**The problem:** From the first line of the listing below, retype each line up to and including the one with "sidebar ---------- */"; pictures stay out.

——————

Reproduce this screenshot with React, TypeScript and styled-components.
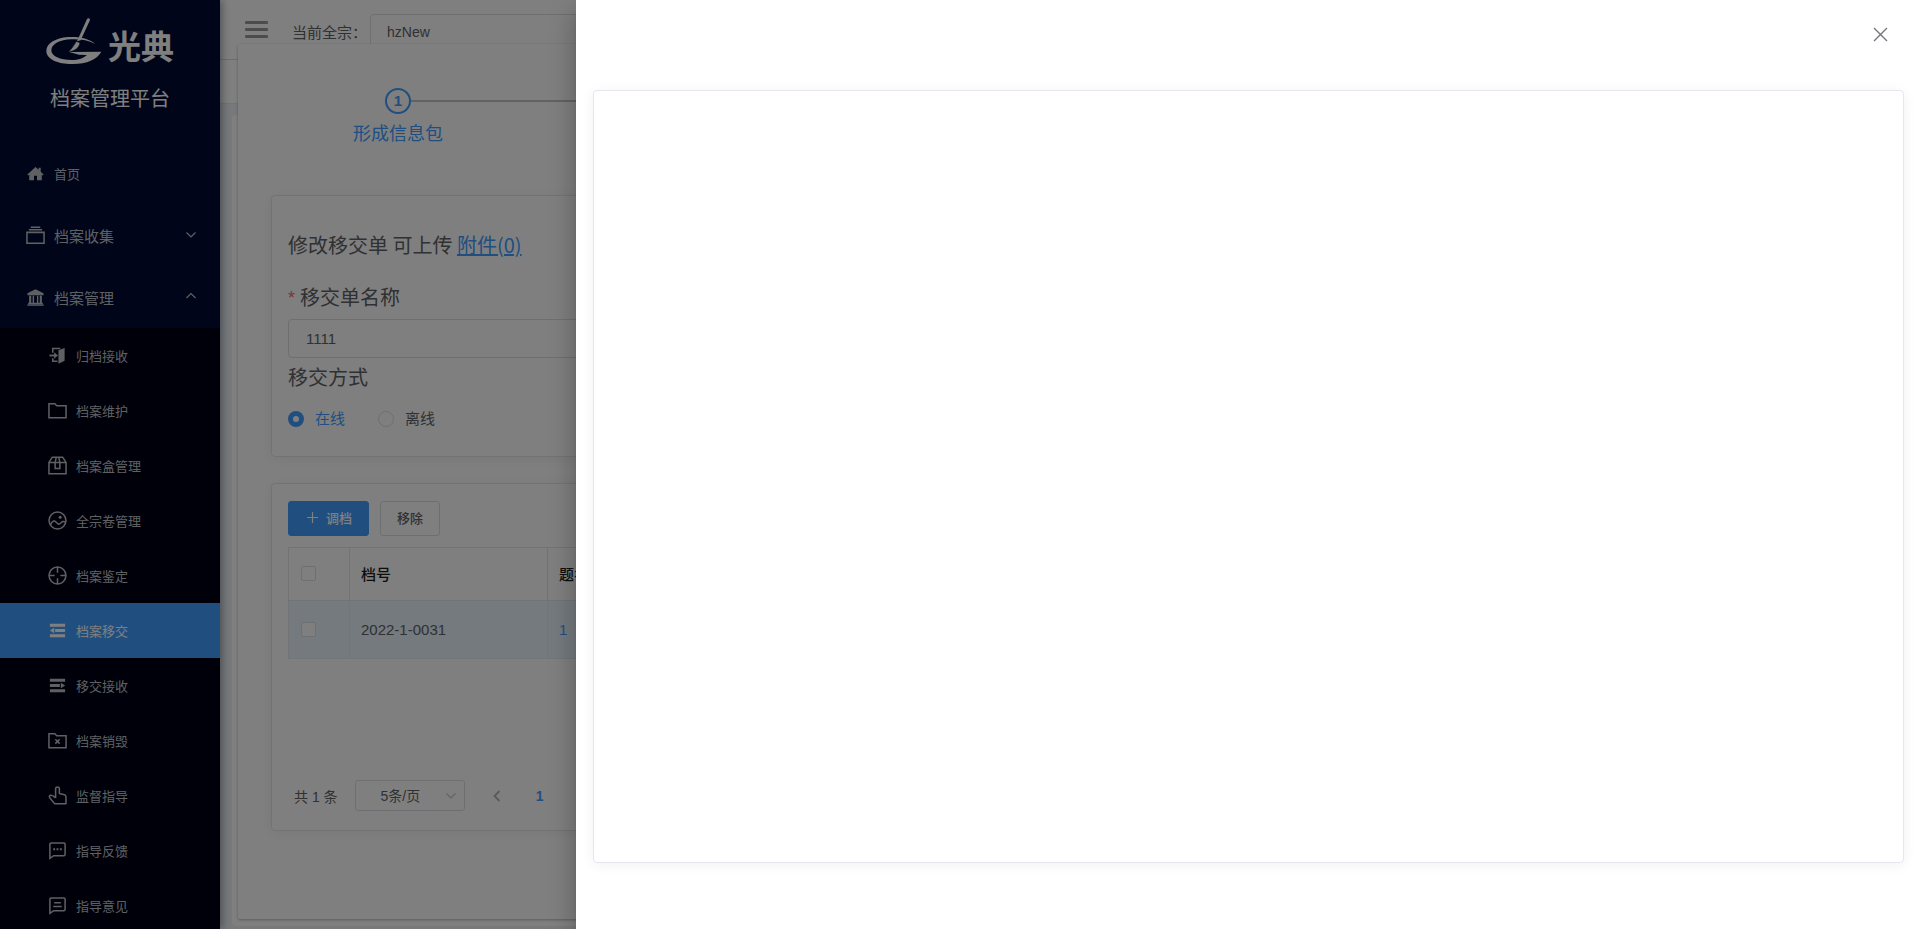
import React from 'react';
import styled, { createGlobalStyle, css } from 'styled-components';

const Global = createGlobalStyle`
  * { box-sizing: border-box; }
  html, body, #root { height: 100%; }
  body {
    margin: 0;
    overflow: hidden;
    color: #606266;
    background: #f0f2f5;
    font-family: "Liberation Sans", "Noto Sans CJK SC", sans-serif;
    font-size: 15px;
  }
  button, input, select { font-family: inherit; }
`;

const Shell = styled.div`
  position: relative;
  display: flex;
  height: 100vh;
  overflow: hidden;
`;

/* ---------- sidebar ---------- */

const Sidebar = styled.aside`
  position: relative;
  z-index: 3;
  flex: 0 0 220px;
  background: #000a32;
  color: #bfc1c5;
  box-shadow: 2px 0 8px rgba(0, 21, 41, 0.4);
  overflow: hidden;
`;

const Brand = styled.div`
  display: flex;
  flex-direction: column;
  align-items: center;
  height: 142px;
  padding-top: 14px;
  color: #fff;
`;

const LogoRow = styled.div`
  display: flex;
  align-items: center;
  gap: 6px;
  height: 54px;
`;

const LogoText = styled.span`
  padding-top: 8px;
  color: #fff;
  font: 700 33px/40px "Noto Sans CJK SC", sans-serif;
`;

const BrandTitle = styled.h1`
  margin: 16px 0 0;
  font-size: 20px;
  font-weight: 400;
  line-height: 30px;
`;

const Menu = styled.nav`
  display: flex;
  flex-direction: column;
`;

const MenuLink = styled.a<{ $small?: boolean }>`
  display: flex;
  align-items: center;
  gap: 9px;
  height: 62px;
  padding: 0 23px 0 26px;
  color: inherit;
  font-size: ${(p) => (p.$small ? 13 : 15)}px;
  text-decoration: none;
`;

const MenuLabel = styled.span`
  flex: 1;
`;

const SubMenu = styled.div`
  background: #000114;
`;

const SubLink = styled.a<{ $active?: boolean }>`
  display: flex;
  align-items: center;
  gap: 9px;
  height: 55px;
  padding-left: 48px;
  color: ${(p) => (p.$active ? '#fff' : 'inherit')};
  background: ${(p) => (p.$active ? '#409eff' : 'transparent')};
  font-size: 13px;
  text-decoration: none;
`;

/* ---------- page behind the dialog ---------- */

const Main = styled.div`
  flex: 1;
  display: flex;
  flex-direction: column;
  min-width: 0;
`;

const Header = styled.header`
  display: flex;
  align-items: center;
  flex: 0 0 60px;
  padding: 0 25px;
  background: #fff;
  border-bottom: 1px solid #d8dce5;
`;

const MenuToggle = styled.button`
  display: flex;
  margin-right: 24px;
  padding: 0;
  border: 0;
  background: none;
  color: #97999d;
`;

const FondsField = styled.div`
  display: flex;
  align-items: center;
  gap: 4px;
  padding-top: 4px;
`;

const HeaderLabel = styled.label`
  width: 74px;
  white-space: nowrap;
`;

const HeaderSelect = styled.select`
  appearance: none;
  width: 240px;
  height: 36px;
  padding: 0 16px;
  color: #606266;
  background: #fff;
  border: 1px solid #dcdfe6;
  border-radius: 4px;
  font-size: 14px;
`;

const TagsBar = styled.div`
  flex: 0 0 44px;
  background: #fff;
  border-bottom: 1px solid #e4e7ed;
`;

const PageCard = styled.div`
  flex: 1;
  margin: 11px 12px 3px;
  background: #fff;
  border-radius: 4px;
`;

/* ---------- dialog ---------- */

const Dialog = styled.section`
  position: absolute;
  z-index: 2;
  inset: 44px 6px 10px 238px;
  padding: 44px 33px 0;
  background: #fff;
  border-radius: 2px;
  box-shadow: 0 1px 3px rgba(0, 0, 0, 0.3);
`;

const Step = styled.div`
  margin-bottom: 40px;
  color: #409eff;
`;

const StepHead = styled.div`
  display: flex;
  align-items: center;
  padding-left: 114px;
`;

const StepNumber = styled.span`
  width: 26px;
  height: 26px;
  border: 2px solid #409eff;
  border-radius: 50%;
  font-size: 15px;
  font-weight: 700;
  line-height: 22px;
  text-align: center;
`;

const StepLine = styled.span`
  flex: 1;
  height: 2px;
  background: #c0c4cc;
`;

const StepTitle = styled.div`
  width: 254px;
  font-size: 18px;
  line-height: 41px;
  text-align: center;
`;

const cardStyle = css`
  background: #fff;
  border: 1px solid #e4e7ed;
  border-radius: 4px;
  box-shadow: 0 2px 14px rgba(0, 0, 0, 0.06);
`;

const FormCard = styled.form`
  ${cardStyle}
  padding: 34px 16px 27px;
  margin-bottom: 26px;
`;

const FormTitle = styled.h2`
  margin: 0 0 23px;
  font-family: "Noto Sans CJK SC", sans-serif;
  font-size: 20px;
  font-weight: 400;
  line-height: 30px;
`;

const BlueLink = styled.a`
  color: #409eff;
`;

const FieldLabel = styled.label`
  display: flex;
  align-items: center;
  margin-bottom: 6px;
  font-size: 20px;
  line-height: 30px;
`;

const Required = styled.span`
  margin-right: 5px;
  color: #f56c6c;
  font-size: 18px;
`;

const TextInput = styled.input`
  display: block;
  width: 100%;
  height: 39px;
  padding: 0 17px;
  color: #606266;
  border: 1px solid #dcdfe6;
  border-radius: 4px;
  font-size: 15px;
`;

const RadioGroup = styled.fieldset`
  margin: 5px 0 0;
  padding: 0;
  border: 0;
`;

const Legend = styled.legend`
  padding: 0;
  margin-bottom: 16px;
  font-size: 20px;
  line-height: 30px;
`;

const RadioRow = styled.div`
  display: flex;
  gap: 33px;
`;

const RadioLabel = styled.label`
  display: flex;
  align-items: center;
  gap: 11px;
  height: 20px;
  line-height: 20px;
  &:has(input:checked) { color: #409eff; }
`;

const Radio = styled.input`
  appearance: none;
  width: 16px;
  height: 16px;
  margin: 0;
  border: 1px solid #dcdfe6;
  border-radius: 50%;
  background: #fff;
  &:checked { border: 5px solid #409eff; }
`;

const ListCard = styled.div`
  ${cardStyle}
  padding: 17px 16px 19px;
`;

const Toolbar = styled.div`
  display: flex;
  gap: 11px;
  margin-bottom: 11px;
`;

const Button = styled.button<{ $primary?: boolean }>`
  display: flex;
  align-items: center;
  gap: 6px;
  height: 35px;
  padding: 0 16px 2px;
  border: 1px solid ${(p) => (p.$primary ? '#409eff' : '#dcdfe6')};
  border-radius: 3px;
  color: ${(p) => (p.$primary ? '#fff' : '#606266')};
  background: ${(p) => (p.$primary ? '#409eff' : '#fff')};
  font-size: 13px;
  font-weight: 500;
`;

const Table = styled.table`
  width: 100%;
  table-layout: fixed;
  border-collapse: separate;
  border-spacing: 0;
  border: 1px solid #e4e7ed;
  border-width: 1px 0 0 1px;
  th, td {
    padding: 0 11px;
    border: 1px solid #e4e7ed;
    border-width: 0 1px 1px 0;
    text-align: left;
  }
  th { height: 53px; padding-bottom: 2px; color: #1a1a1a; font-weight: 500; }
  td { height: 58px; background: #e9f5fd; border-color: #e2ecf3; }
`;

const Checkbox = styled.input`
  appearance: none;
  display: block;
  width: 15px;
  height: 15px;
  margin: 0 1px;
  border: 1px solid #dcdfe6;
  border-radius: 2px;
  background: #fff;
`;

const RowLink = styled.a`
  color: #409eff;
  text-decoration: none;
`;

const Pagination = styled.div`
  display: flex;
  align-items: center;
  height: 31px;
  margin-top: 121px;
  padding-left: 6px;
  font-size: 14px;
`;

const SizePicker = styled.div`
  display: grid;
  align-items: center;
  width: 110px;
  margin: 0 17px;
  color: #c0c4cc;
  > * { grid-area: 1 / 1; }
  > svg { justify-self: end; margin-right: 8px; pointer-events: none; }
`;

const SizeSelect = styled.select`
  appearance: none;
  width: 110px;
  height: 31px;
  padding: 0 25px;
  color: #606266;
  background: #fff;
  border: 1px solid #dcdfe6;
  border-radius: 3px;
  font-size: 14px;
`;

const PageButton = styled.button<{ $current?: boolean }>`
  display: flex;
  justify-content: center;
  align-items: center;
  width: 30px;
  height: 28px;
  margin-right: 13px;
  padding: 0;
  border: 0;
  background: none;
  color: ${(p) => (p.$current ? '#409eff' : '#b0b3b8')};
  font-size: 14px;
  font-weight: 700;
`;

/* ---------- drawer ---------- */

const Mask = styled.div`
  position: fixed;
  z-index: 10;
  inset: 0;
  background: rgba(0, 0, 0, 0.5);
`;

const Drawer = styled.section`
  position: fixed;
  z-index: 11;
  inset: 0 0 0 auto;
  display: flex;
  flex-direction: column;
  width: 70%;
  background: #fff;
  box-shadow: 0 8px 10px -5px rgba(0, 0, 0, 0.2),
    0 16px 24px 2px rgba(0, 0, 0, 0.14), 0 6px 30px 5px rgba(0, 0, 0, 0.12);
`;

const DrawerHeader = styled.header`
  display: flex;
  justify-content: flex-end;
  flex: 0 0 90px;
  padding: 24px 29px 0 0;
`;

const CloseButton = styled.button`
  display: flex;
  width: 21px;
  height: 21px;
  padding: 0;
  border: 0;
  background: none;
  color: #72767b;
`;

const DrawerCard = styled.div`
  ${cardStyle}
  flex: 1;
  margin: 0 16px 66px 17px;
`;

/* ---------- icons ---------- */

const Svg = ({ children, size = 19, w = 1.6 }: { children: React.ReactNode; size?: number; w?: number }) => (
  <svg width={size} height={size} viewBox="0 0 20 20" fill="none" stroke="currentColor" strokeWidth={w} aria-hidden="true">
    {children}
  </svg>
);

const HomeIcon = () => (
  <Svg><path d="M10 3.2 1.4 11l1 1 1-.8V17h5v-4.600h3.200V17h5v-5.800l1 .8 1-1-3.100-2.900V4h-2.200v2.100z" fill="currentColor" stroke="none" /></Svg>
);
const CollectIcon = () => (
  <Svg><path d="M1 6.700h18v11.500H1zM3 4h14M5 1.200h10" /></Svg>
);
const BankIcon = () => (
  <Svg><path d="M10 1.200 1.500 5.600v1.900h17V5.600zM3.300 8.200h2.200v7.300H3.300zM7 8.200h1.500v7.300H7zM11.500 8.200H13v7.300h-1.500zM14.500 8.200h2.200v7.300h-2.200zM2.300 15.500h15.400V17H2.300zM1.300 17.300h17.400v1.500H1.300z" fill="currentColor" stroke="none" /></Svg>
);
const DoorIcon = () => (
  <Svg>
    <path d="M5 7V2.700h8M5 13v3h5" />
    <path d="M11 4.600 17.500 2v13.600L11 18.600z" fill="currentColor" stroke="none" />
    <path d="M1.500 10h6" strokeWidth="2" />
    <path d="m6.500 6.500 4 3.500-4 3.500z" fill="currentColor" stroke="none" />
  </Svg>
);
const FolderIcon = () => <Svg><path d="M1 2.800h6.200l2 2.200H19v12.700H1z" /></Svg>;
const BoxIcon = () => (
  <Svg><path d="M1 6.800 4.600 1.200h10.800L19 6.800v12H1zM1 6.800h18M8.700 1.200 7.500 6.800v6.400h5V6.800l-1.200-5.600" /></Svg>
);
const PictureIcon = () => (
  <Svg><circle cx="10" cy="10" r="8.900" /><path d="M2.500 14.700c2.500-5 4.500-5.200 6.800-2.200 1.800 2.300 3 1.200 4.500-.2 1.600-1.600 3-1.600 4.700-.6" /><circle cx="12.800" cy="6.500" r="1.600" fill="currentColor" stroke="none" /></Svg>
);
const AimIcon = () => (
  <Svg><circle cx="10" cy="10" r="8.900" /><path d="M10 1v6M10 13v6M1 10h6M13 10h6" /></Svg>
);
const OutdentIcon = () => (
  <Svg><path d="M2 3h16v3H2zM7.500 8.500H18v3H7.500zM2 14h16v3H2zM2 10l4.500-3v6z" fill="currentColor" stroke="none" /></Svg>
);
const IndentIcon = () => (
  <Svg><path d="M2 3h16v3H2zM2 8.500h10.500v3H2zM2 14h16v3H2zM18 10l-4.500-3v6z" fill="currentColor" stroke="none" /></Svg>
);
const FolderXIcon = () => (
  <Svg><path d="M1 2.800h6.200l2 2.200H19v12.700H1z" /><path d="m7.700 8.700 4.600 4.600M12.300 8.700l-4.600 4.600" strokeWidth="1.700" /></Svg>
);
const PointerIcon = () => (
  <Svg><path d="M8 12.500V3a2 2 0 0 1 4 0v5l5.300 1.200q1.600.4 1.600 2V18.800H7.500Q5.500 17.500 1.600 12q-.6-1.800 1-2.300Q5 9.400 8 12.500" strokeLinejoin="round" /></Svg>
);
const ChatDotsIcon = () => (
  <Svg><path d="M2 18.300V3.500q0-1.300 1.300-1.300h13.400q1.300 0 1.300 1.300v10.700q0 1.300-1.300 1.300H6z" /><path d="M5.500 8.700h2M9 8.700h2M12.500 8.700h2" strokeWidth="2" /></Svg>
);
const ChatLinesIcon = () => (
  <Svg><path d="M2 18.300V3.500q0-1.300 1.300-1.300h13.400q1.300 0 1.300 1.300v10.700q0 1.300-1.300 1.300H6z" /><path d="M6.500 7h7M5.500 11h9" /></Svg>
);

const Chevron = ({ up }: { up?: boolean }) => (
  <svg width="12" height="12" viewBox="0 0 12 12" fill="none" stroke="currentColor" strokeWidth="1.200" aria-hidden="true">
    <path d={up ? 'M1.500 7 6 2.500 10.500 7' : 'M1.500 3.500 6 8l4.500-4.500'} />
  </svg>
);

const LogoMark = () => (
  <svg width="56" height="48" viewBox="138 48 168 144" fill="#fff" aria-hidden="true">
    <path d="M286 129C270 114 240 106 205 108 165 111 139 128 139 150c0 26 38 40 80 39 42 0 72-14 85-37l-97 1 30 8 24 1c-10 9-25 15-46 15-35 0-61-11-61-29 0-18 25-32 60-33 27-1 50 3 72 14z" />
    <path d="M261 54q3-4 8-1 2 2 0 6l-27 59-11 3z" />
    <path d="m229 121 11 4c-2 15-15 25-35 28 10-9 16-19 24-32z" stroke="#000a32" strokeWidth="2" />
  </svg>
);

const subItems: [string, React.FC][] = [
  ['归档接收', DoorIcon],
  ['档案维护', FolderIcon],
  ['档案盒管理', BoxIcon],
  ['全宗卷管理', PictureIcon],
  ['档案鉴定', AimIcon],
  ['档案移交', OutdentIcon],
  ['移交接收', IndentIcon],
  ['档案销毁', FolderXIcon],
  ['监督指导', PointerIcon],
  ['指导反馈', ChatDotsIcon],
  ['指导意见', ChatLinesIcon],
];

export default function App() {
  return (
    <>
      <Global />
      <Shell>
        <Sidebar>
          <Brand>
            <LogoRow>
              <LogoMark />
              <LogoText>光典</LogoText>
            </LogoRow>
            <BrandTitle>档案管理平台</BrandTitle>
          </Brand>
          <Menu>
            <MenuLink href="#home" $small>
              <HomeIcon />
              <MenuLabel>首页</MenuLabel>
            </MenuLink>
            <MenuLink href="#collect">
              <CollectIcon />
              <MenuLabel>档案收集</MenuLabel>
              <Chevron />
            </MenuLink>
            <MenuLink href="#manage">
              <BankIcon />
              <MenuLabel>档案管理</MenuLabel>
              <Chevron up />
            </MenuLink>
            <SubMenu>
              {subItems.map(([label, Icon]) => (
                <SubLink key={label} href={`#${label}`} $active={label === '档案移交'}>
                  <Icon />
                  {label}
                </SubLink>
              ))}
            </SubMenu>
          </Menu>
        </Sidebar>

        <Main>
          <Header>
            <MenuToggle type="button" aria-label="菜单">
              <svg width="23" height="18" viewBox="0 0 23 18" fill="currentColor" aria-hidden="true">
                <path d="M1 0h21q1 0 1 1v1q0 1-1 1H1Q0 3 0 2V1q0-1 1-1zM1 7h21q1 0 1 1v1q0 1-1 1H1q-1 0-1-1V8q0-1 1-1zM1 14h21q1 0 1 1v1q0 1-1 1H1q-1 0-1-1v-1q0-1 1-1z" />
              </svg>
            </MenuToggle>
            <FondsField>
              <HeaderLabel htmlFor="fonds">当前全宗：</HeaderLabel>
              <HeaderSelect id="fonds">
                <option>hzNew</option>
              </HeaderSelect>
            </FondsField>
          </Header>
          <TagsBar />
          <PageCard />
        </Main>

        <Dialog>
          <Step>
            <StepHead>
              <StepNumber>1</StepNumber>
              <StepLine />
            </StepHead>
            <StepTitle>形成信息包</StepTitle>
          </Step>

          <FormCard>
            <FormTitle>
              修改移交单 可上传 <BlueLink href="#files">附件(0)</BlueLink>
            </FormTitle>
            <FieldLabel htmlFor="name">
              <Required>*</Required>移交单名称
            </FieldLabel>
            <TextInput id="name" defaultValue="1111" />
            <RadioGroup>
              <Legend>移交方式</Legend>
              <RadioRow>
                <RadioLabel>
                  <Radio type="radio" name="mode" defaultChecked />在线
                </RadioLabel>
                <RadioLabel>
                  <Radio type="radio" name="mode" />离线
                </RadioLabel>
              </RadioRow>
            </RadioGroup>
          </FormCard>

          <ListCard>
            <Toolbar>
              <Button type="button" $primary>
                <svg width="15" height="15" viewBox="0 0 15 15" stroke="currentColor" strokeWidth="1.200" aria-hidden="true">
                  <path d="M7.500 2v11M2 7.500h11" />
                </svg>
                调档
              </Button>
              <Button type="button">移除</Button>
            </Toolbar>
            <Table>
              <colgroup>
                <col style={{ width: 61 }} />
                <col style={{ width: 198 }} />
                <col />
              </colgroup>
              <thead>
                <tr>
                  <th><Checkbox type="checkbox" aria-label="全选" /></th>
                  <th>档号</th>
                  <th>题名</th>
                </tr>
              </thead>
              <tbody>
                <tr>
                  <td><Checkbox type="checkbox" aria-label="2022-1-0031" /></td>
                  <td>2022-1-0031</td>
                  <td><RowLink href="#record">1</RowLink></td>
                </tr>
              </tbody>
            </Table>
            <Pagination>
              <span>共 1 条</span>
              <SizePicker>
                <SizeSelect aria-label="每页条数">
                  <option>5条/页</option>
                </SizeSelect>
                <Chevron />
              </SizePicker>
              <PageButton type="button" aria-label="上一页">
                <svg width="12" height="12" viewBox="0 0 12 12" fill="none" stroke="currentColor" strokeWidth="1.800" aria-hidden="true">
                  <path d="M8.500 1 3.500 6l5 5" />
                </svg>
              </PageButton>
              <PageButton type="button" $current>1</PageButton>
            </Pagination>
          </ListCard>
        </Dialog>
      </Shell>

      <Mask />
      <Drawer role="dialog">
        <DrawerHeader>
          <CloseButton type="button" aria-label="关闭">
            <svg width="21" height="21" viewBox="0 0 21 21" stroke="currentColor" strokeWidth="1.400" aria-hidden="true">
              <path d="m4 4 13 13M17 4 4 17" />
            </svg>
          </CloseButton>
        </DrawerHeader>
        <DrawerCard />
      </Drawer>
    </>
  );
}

——————

**Exercise answer:**
Reproduce this screenshot with React, TypeScript and styled-components.
import React from 'react';
import styled, { createGlobalStyle, css } from 'styled-components';

const Global = createGlobalStyle`
  * { box-sizing: border-box; }
  html, body, #root { height: 100%; }
  body {
    margin: 0;
    overflow: hidden;
    color: #606266;
    background: #f0f2f5;
    font-family: "Liberation Sans", "Noto Sans CJK SC", sans-serif;
    font-size: 15px;
  }
  button, input, select { font-family: inherit; }
`;

const Shell = styled.div`
  position: relative;
  display: flex;
  height: 100vh;
  overflow: hidden;
`;

/* ---------- sidebar ---------- */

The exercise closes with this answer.